La première victime, si l’on peut dire, de cette mutation a été Saddam Hussein lui-même, habitué à raisonner dans le cadre de l’affrontement Est-Ouest, qui lui garantissait une impunité quasi-totale. Il est vrai qu’au ” bon vieux temps du XX° siècle ” l’invasion du Koweit eût tout au plus suscité l’indignation au sein du camp occidental et quelques remous dans le monde arabe. Aussi la violente réaction américaine et l’alignement, même apparent, du Kremlin sur la Maison Blanche ont-ils constitué une surprise désagréable pour le dictateur irakien. Son ralliement subit à l’Islam, en lieu et place du National Socialisme arabe qui avait jusque-là fait sa fortune, et son appel à la guerre sainte ne pouvaient plus changer le cours des événements.
De son côté, le président Bush devait passer à l’action en croyant – ou en faisant semblant de croire – que l’U.R.S.S. constituait toujours le deuxième pôle de l’équilibre mondial. De là le maintien permanent des contacts avec Moscou, où la guerre froide russo-soviétique battait son plein, la ” rencontre historique ” avec Gorbatchev à Helsinki, etc. Le regain de prestige de l’O.N.U. n’était pas non plus une innovation. Créée par les États-unis, en plein XX° siècle, cette vénérable institution que le Général de Gaulle avait traitée naguère de ” Machin “, retrouvait son lustre de 1950 et de la guerre de Corée.

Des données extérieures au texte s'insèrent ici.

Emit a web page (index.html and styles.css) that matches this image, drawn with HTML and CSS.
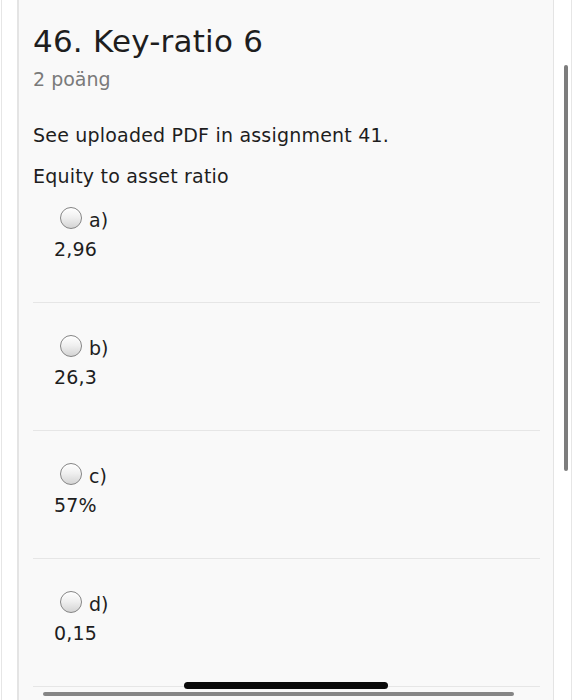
FILE: index.html
```html
<!DOCTYPE html>
<html lang="sv">
<head>
<meta charset="utf-8">
<title>46. Key-ratio 6</title>
<link rel="stylesheet" href="styles.css">
</head>
<body>
<div class="page">
  <div class="edge-left"></div>
  <main class="panel">
    <h1 class="title">46. Key-ratio 6</h1>
    <div class="points">2 poäng</div>
    <p class="question">See uploaded PDF in assignment 41.</p>
    <p class="question-sub">Equity to asset ratio</p>
    <ul class="answers">
      <li class="answer first">
        <div class="answer-row"><span class="radio"></span><span class="answer-label">a)</span></div>
        <div class="answer-text">2,96</div>
      </li>
      <li class="answer">
        <div class="answer-row"><span class="radio"></span><span class="answer-label">b)</span></div>
        <div class="answer-text">26,3</div>
      </li>
      <li class="answer">
        <div class="answer-row"><span class="radio"></span><span class="answer-label">c)</span></div>
        <div class="answer-text">57%</div>
      </li>
      <li class="answer">
        <div class="answer-row"><span class="radio"></span><span class="answer-label">d)</span></div>
        <div class="answer-text">0,15</div>
      </li>
      <li class="answer last"></li>
    </ul>
  </main>
  <div class="edge-right"></div>
  <div class="vscroll"></div>
  <div class="hscroll"></div>
  <div class="home-indicator"></div>
</div>
</body>
</html>
```

FILE: styles.css
```css
html, body {
  margin: 0;
  padding: 0;
  background: #ffffff;
}

body {
  font-family: "DejaVu Sans", Verdana, sans-serif;
  color: #222222;
}

.page {
  position: relative;
  display: flex;
  height: 700px;
  overflow: hidden;
}

.edge-left {
  width: 15px;
  margin-left: 1px;
  border-left: 1px solid #e6e6e6;
  flex: none;
}

.panel {
  flex: none;
  width: 507px;
  padding: 23px 13px 0 14px;
  background: #f9f9f9;
  border-left: 2px solid #e4e4e4;
  border-right: 1px solid #e4e4e4;
}

.edge-right {
  flex: 1;
  border-right: 1px solid #e6e6e6;
}

.title {
  margin: 0;
  font-size: 31px;
  font-weight: normal;
  line-height: 37px;
  letter-spacing: 0.2px;
  color: #1e1e1e;
}

.points {
  margin-top: 8px;
  font-size: 19px;
  line-height: 22px;
  color: #7a7a7a;
}

.question,
.question-sub {
  margin: 0;
  font-size: 19px;
  line-height: 24px;
  letter-spacing: 0.2px;
  color: #1e1e1e;
}

.question {
  margin-top: 33px;
}

.question-sub {
  margin-top: 17px;
}

.answers {
  list-style: none;
  margin: 20px 0 0;
  padding: 0;
}

.answer {
  padding: 33px 0 41px;
  border-top: 1px solid #e6e6e6;
}

.answer.first {
  padding-top: 0;
  border-top: none;
}

.answer.last {
  padding: 0;
  height: 40px;
}

.answer-row {
  display: flex;
  align-items: flex-start;
  gap: 7px;
  padding-left: 27px;
  font-size: 19px;
  line-height: 24px;
  color: #1e1e1e;
}

.radio {
  flex: none;
  width: 20px;
  height: 20px;
  margin-top: -1px;
  border: 1px solid #858585;
  border-radius: 50%;
  background: linear-gradient(to bottom, #ffffff 0%, #f0f0f0 45%, #d4d4d4 100%);
  box-shadow: inset 0 1px 1px rgba(255, 255, 255, 0.9);
}

.answer-text {
  margin-top: 5px;
  padding-left: 21px;
  font-size: 19px;
  line-height: 24px;
  letter-spacing: 0.2px;
  color: #1e1e1e;
}

.vscroll {
  position: absolute;
  left: 564px;
  top: 65px;
  width: 4px;
  height: 406px;
  border-radius: 2px;
  background: #7d7d7d;
}

.hscroll {
  position: absolute;
  left: 43px;
  top: 692px;
  width: 471px;
  height: 4px;
  border-radius: 2px;
  background: #858585;
}

.home-indicator {
  position: absolute;
  left: 184px;
  top: 682px;
  width: 204px;
  height: 7px;
  border-radius: 4px;
  background: #0a0a0a;
}
```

Les militaires américains étaient de leur côté conviés à prendre leur revanche sur la défaite au Vietnam, et au fond s’apprêtaient à mener – à frais réduits – la guerre qu’ils n’avaient pas faite contre les Soviétiques, en testant les matériels et la stratégie élaborés en vue de celle-ci. Le clivage entre les pays arabes était également une rémanence du XX° siècle. Il en allait de même des pays de l’Europe Occidentale : la Grande-Bretagne et la France retrouvant leur cohésion de l’époque de Suez, l’Allemagne absorbée par sa réunification se réfugiant dans un semi-neutralisme et les autres demeurant spectateurs.

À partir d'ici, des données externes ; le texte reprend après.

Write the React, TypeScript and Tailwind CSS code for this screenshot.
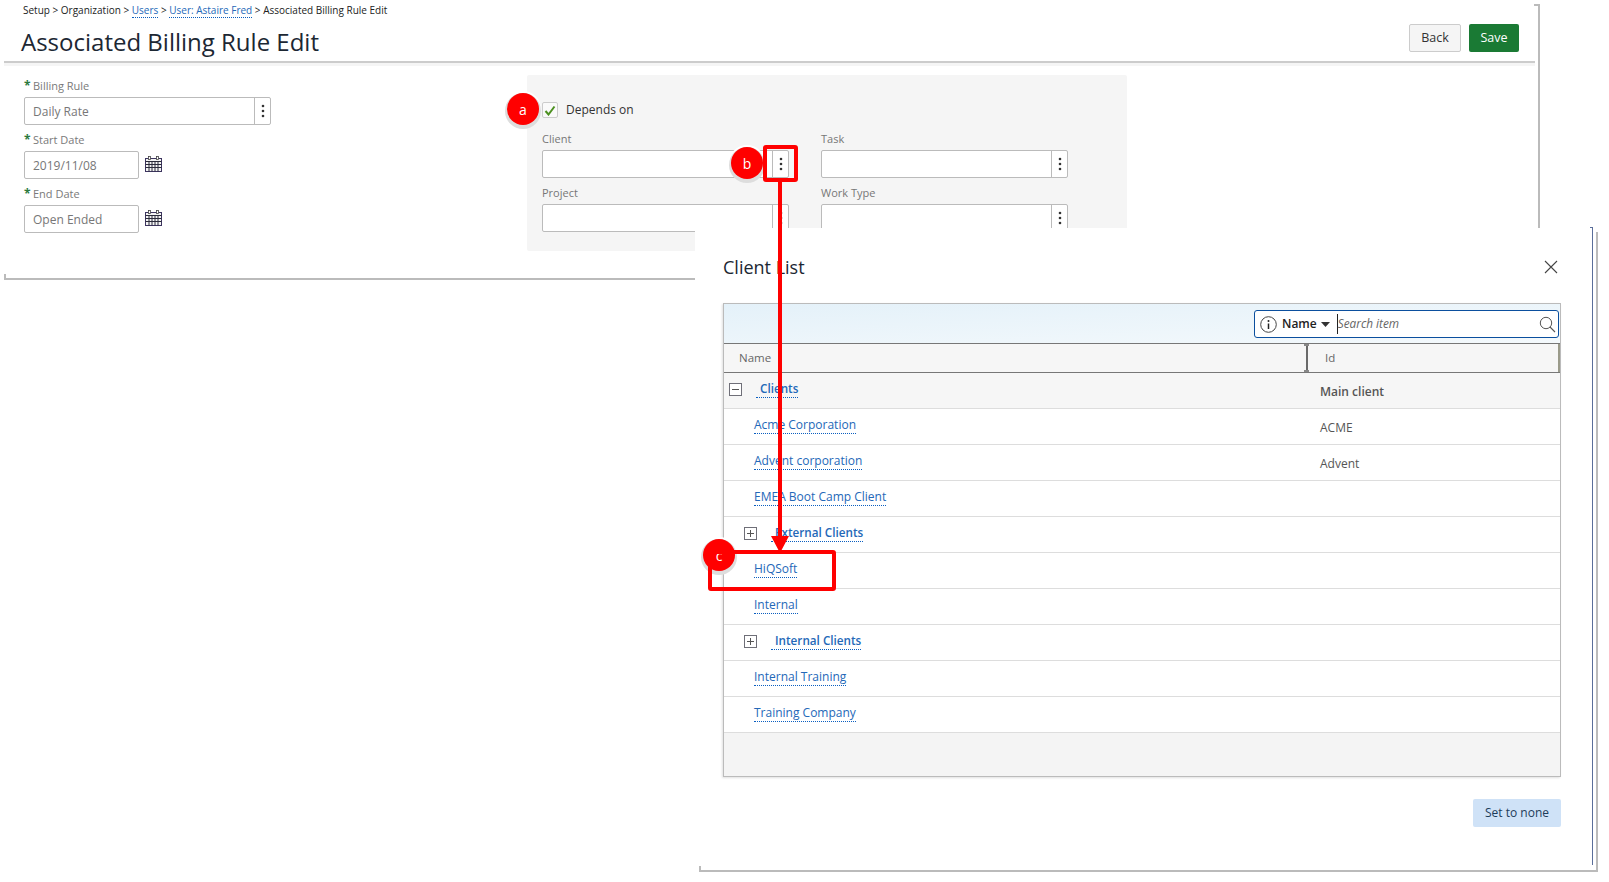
import React from "react";

const Dots = () => (
  <svg width="4" height="14" viewBox="0 0 4 14" className="block">
    <circle cx="2" cy="2" r="1.3" fill="#333" />
    <circle cx="2" cy="7" r="1.3" fill="#333" />
    <circle cx="2" cy="12" r="1.3" fill="#333" />
  </svg>
);

const Calendar = () => (
  <svg width="17" height="16" viewBox="0 0 17 16" className="mb-[2px] block shrink-0">
    <rect x="0.5" y="2.5" width="16" height="13" fill="#f4f4f4" stroke="#3d3560" />
    <path d="M0.5 5.5H16.5M0.5 8.5H16.5M0.5 11.5H16.5M4 5.5V15.5M7 5.5V15.5M10 5.5V15.5M13 5.5V15.5" stroke="#2b2b3a" strokeWidth="1" fill="none" />
    <rect x="3.5" y="0.5" width="2" height="3" fill="#fff" stroke="#444" strokeWidth="0.8" />
    <rect x="11.5" y="0.5" width="2" height="3" fill="#fff" stroke="#444" strokeWidth="0.8" />
  </svg>
);

const Req = ({ children }: { children: React.ReactNode }) => (
  <div className="flex h-[18px] items-center pb-[4px] text-[11px] font-medium text-[#7a7a7a]">
    <span className="mr-[3px] w-[6px] text-[12px] font-bold leading-[12px] text-[#2d7a3e]">*</span>
    {children}
  </div>
);

const Plain = ({ children }: { children: React.ReactNode }) => (
  <div className="flex h-[18px] items-center pb-[4px] text-[11px] text-[#777]">{children}</div>
);

const PickInput = ({ value = "" }: { value?: string }) => (
  <div className="flex h-[28px] w-[247px] rounded-[2px] border border-[#bbb] bg-white">
    <div className="flex flex-1 items-center pl-[8px] pt-[2px] text-[12px] text-[#777]">{value}</div>
    <div className="flex w-[16px] items-center justify-center border-l border-[#bbb]">
      <Dots />
    </div>
  </div>
);

const DateInput = ({ value }: { value: string }) => (
  <div className="flex items-center gap-[6px]">
    <div className="flex h-[28px] w-[115px] items-center rounded-[2px] border border-[#bbb] bg-white pl-[8px] pt-[2px] text-[12px] text-[#777]">
      {value}
    </div>
    <Calendar />
  </div>
);

const Badge = ({ letter, className }: { letter: string; className: string }) => (
  <div
    className={`absolute flex h-[32px] w-[32px] items-center justify-center rounded-full bg-[#f00] text-[14px] text-white shadow-[0_2px_0_2px_#ddd,0_0_0_2px_#fff] ${className}`}
  >
    {letter}
  </div>
);

const ClientLink = ({ children }: { children: React.ReactNode }) => (
  <span className="mb-[3px] inline-block border-b border-dotted border-[#0b5fc0] text-[12px] leading-[17px] text-[#2468b8]">
    {children}
  </span>
);

const GroupLink = ({ children }: { children: React.ReactNode }) => (
  <span className="inline-block border-b border-dotted border-[#0b5fc0] pl-[4px] text-[11.7px] font-semibold leading-[17px] text-[#2468b8]">
    {children}
  </span>
);

const TreeBox = ({ sign, className }: { sign: "plus" | "minus"; className: string }) => (
  <svg width="13" height="13" viewBox="0 0 13 13" className={`block shrink-0 ${className}`}>
    <rect x="0.5" y="0.5" width="12" height="12" fill="#fff" stroke="#6f6f78" />
    <path d={sign === "plus" ? "M3 6.5H10M6.5 3V10" : "M3 6.5H10"} stroke="#555" strokeWidth="1" />
  </svg>
);

const Row = ({ children, id }: { children: React.ReactNode; id?: string }) => (
  <div className="flex h-[36px] items-center border-b border-[#ddd] bg-white">
    <div className="flex w-[596px] items-center pl-[30px]">{children}</div>
    <div className="pt-[2px] text-[12px] text-[#555]">{id}</div>
  </div>
);

const GroupRow = ({ label }: { label: string }) => (
  <div className="flex h-[36px] items-center border-b border-[#ddd] bg-white pl-[20px]">
    <TreeBox sign="plus" className="mb-[3px]" />
    <span className="mb-[4px] ml-[14px] flex">
      <GroupLink>{label}</GroupLink>
    </span>
  </div>
);

export default function App() {
  return (
    <div className="relative h-[882px] w-[1609px] overflow-hidden bg-white font-['Open_Sans',sans-serif]">
      {/* Page frame */}
      <div className="relative ml-[4px] mt-[4px] h-[276px] w-[1536px] border-b-2 border-r-2 border-[#bbb] pr-[3px]">
        <div className="absolute -bottom-[2px] left-0 h-[6px] w-[2px] bg-[#bbb]" />
        <div className="absolute -right-[2px] top-0 h-[2px] w-[6px] bg-[#bbb]" />

        <div className="relative h-[59px] border-b-2 border-[#ccc] pl-[18px]">
          <div className="pl-[1px] text-[10px] leading-[13px] text-[#222]">
            Setup &gt; Organization &gt;{" "}
            <span className="border-b border-dotted border-[#0b5fc0] text-[#2468b8]">Users</span> &gt;{" "}
            <span className="border-b border-dotted border-[#0b5fc0] text-[#2468b8]">User: Astaire Fred</span> &gt;
            {" "}Associated Billing Rule Edit
          </div>
          <div className="-ml-[1px] mt-[8px] text-[24px] leading-[33px] text-[#1c2733]">Associated Billing Rule Edit</div>
          <div className="absolute right-[16px] top-[20px] flex gap-[8px]">
            <button className="h-[28px] w-[52px] rounded-[2px] border border-[#ccc] bg-[#f5f5f5] text-[12.5px] text-[#333]">
              Back
            </button>
            <button className="h-[28px] w-[50px] rounded-[2px] bg-[#1a7a34] text-[12.5px] text-white">Save</button>
          </div>
        </div>
        <div className="h-[3px] bg-[#f5f5f5]" />

        <div className="flex">
          <div className="ml-[20px] mt-[13px] w-[503px]">
            <Req>Billing Rule</Req>
            <PickInput value="Daily Rate" />
            <div className="mt-[8px]">
              <Req>Start Date</Req>
              <DateInput value="2019/11/08" />
            </div>
            <div className="mt-[8px]">
              <Req>End Date</Req>
              <DateInput value="Open Ended" />
            </div>
          </div>

          <div className="mt-[9px] h-[176px] w-[600px] rounded-[2px] bg-[#f5f5f5] pl-[15px] pt-[27px]">
            <div className="flex h-[16px] items-center">
              <div className="flex h-[16px] w-[16px] items-center justify-center rounded-[2px] border border-[#ccc] bg-[#fafafa]">
                <svg width="12" height="11" viewBox="0 0 12 11">
                  <path d="M1.5 6L4.5 9.5L10.5 1.5" fill="none" stroke="#4c9020" strokeWidth="2" />
                </svg>
              </div>
              <span className="ml-[8px] text-[12px] text-[#333]">Depends on</span>
            </div>
            <div className="mt-[14px] grid w-[526px] grid-cols-[247px_247px] gap-x-[32px] gap-y-[8px]">
              <div>
                <Plain>Client</Plain>
                <PickInput />
              </div>
              <div>
                <Plain>Task</Plain>
                <PickInput />
              </div>
              <div>
                <Plain>Project</Plain>
                <PickInput />
              </div>
              <div>
                <Plain>Work Type</Plain>
                <PickInput />
              </div>
            </div>
          </div>
        </div>
      </div>

      {/* Dialog outer frame */}
      <div className="absolute left-[699px] top-[232px] h-[640px] w-[899px] border-b-2 border-r-2 border-[#bbb]">
        <div className="absolute -bottom-[2px] left-0 h-[6px] w-[2px] bg-[#bbb]" />
      </div>

      {/* Dialog */}
      <div className="absolute left-[695px] top-[228px] h-[637px] w-[898px] border-r border-[#5a6e9a] bg-white pl-[28px]">
        <div className="absolute -right-px -top-px h-px w-[3px] bg-[#5a6e9a]" />
        <div className="flex h-[75px] items-start pt-[26px]">
          <div className="text-[18px] leading-[26px] text-[#1c2733]">Client List</div>
          <svg width="14" height="14" viewBox="0 0 14 14" className="absolute left-[849px] top-[32px]">
            <path d="M1 1L13 13M13 1L1 13" stroke="#444" strokeWidth="1.1" fill="none" />
          </svg>
        </div>

        <div className="w-[838px] border border-[#bbb] shadow-[-1px_1px_2px_rgba(0,0,0,0.12)]">
          <div className="relative h-[39px] bg-gradient-to-br from-[#e4f1f9] to-[#f4f9fc]">
            <div className="absolute left-[530px] top-[6px] flex h-[28px] w-[305px] items-center rounded-[3px] border border-[#0b4f9e] bg-white">
              <svg width="17" height="17" viewBox="0 0 17 17" className="ml-[5px] block shrink-0">
                <circle cx="8.5" cy="8.5" r="7.8" fill="none" stroke="#444" strokeWidth="1" />
                <circle cx="8.5" cy="5" r="1" fill="#222" />
                <path d="M8.5 7.5V13" stroke="#222" strokeWidth="1.5" />
              </svg>
              <span className="ml-[5px] text-[12px] font-semibold text-[#222]">Name</span>
              <svg width="9" height="5" viewBox="0 0 9 5" className="ml-[4px] block">
                <path d="M0 0H9L4.5 5Z" fill="#333" />
              </svg>
              <span className="ml-[7px] h-[20px] w-px bg-[#222]" />
              <span className="text-[11.8px] italic text-[#666]">Search item</span>
              <svg width="17" height="17" viewBox="0 0 17 17" className="absolute right-[2px] top-[5px]">
                <circle cx="7" cy="7" r="5.7" fill="none" stroke="#555" strokeWidth="1" />
                <path d="M11 11L16 16" stroke="#555" strokeWidth="1.1" />
              </svg>
            </div>
          </div>
          <div className="relative flex h-[30px] items-center border-y border-[#777] bg-[#f6f6f6] text-[11.5px] text-[#666]">
            <div className="flex h-full w-[584px] items-center border-r-2 border-[#6a6a6a] pl-[15px]">Name</div>
            <div className="flex h-full flex-1 items-center border-r-2 border-[#9a9a8a] pl-[17px]">Id</div>
            <div className="absolute left-[580px] top-0 h-[2px] w-[5px] bg-[#888]" />
            <div className="absolute bottom-0 left-[580px] h-[2px] w-[5px] bg-[#888]" />
          </div>
          <div className="flex h-[36px] items-center border-b border-[#ddd] bg-[#f6f6f6]">
            <div className="flex w-[596px] items-center pl-[5px]">
              <TreeBox sign="minus" className="mb-[2px]" />
              <span className="mb-[4px] ml-[14px] flex">
                <GroupLink>Clients</GroupLink>
              </span>
            </div>
            <div className="pt-[2px] text-[12px] font-semibold text-[#555]">Main client</div>
          </div>
          <Row id="ACME">
            <ClientLink>Acme Corporation</ClientLink>
          </Row>
          <Row id="Advent">
            <ClientLink>Advent corporation</ClientLink>
          </Row>
          <Row>
            <ClientLink>EMEA Boot Camp Client</ClientLink>
          </Row>
          <GroupRow label="External Clients" />
          <Row>
            <ClientLink>HiQSoft</ClientLink>
          </Row>
          <Row>
            <ClientLink>Internal</ClientLink>
          </Row>
          <GroupRow label="Internal Clients" />
          <Row>
            <ClientLink>Internal Training</ClientLink>
          </Row>
          <Row>
            <ClientLink>Training Company</ClientLink>
          </Row>
          <div className="h-[43px] bg-[#f4f4f4]" />
        </div>

        <div className="mt-[22px] flex w-[838px] justify-end">
          <button className="h-[28px] w-[88px] rounded-[2px] bg-[#cfe2f7] text-[12px] text-[#1d3c5a]">Set to none</button>
        </div>
      </div>

      {/* Annotations */}
      <Badge letter="a" className="left-[507px] top-[93px]" />
      <Badge letter="b" className="left-[731px] top-[147px]" />
      <Badge letter="c" className="left-[703px] top-[539px]" />
      <div className="absolute left-[763px] top-[145px] h-[37px] w-[35px] rounded-[3px] border-[4px] border-[#f00]" />
      <div className="absolute left-[708px] top-[550px] h-[41px] w-[128px] rounded-[3px] border-[4px] border-[#f00]" />
      <svg width="20" height="374" viewBox="0 0 20 374" className="absolute left-[770px] top-[180px]">
        <path d="M8 0H12V356H19L10 373L1 356H8Z" fill="#f00" />
      </svg>
    </div>
  );
}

Seuls deux pays jouxtant le ” champ de bataille “: Israël et la Turquie allaient pour des raisons différentes tenir compte des réalités du XXI° siècle.

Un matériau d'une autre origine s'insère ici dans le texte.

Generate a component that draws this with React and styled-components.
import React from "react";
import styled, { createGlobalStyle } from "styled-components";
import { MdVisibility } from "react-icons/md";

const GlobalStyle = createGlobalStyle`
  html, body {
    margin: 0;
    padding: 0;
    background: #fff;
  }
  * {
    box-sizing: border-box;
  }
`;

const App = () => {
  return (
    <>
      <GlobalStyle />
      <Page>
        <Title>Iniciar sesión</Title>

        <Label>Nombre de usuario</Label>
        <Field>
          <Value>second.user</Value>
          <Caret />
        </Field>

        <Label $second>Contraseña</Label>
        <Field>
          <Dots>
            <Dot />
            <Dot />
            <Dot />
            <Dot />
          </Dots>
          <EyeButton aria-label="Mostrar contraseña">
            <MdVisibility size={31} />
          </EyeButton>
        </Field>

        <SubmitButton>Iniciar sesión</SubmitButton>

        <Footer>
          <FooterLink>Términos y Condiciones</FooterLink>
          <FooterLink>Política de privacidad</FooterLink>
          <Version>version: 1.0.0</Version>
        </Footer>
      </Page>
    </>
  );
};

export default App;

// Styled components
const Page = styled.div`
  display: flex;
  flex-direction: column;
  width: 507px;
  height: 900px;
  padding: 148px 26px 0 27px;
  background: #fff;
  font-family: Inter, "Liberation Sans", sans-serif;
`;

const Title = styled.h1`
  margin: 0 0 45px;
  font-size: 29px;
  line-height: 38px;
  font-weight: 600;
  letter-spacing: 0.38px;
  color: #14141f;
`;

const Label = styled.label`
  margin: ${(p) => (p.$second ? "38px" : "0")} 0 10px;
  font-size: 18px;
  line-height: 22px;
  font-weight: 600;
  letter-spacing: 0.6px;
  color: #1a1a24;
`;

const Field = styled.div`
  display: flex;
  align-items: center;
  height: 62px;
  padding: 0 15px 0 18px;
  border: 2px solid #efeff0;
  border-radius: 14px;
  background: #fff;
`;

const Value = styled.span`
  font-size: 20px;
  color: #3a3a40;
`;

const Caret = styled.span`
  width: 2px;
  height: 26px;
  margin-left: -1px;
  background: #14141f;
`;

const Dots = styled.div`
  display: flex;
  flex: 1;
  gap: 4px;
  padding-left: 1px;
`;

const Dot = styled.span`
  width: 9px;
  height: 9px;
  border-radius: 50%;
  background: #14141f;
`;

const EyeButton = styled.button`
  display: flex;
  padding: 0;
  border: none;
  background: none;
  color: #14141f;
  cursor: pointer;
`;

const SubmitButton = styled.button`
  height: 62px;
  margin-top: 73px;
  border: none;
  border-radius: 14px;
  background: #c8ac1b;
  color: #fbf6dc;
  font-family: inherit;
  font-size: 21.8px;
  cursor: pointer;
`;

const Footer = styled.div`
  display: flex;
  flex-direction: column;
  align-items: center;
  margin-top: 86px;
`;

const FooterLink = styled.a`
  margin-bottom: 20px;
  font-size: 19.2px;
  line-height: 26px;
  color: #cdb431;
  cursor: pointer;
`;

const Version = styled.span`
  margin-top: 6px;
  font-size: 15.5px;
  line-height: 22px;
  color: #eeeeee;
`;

En s’abstenant de riposter aux tirs des Scuds irakiens – à la demande des États-unis – Israël contrevenait à la règle impérative qui avait assuré sa survie au XX° siècle, à savoir de ne jamais laisser une agression ennemie sans représaille immédiate et massive. En participant elle-même indirectement à la bataille, la Turquie faisait en quelque sorte une entorse à la règle instaurée par Kemal Ataturk de ne pas se mêler aux affaires du Moyen-Orient, une règle respectée tout au long du XX° siècle.
Enfin, à l’arrière-plan, les deux ” alliés-concurrents ” du binôme asiatique la Chine et le Japon s’efforçaient, chacun à sa façon, d’engranger des bénéfices potentiels sans heurter de front les États-unis. Tous deux étaient bien entrés dans le XXI° siècle avec ses perspectives nouvelles auxquelles il leur fallait s’adapter.
Une fin surréaliste provisoire
Grâce aux médias – et en premier lieu la télévision – le monde entier avait pu suivre la ” tempête du désert ” de minute en minute, y compris avec des émissions occidentales en provenance de Bagdad. Pour un peu on pouvait rêver d’une ” couverture ” identique de la deuxième guerre mondiale avec une caméra alliée installée dans le Bunker d’Hitler à Berlin.
Dieu merci, les Scuds mis à part, l’armée irakienne n’avait pas recours aux armes spéciales et à peine avait-il été question de la fameuse garde républicaine. Les pertes alliées étaient minimes et une fin décisive et conforme à la morale se profilait à l’horizon. Coïncidant avec le cessez-le-feu consécutif à la libération du Koweit, les résistants ” Chiites ” au Sud et les ” Kurdes ” au Nord faisaient leur apparition. Encouragés par les Américains et soutenus moralement par de nombreux pays – dont l’Iran, les insurgés s’emparaient de nombreuses villes et, disait-on, menaçaient Bagdad. On sentait venir un dénouement du type XX° siècle avec mise à mort ou suicide du tyran, instauration d’un tribunal international pour criminels de guerre, coupables d’assassinats ou d’exactions au Koweit, et en premier lieu d’incendies des puits de pétrole. On en oubliait même les ultimes manœuvres soviétiques au profit de l’Irak telles que les voyages de Primakov à Bagdad et le séjour de Tarek Aziz à Moscou.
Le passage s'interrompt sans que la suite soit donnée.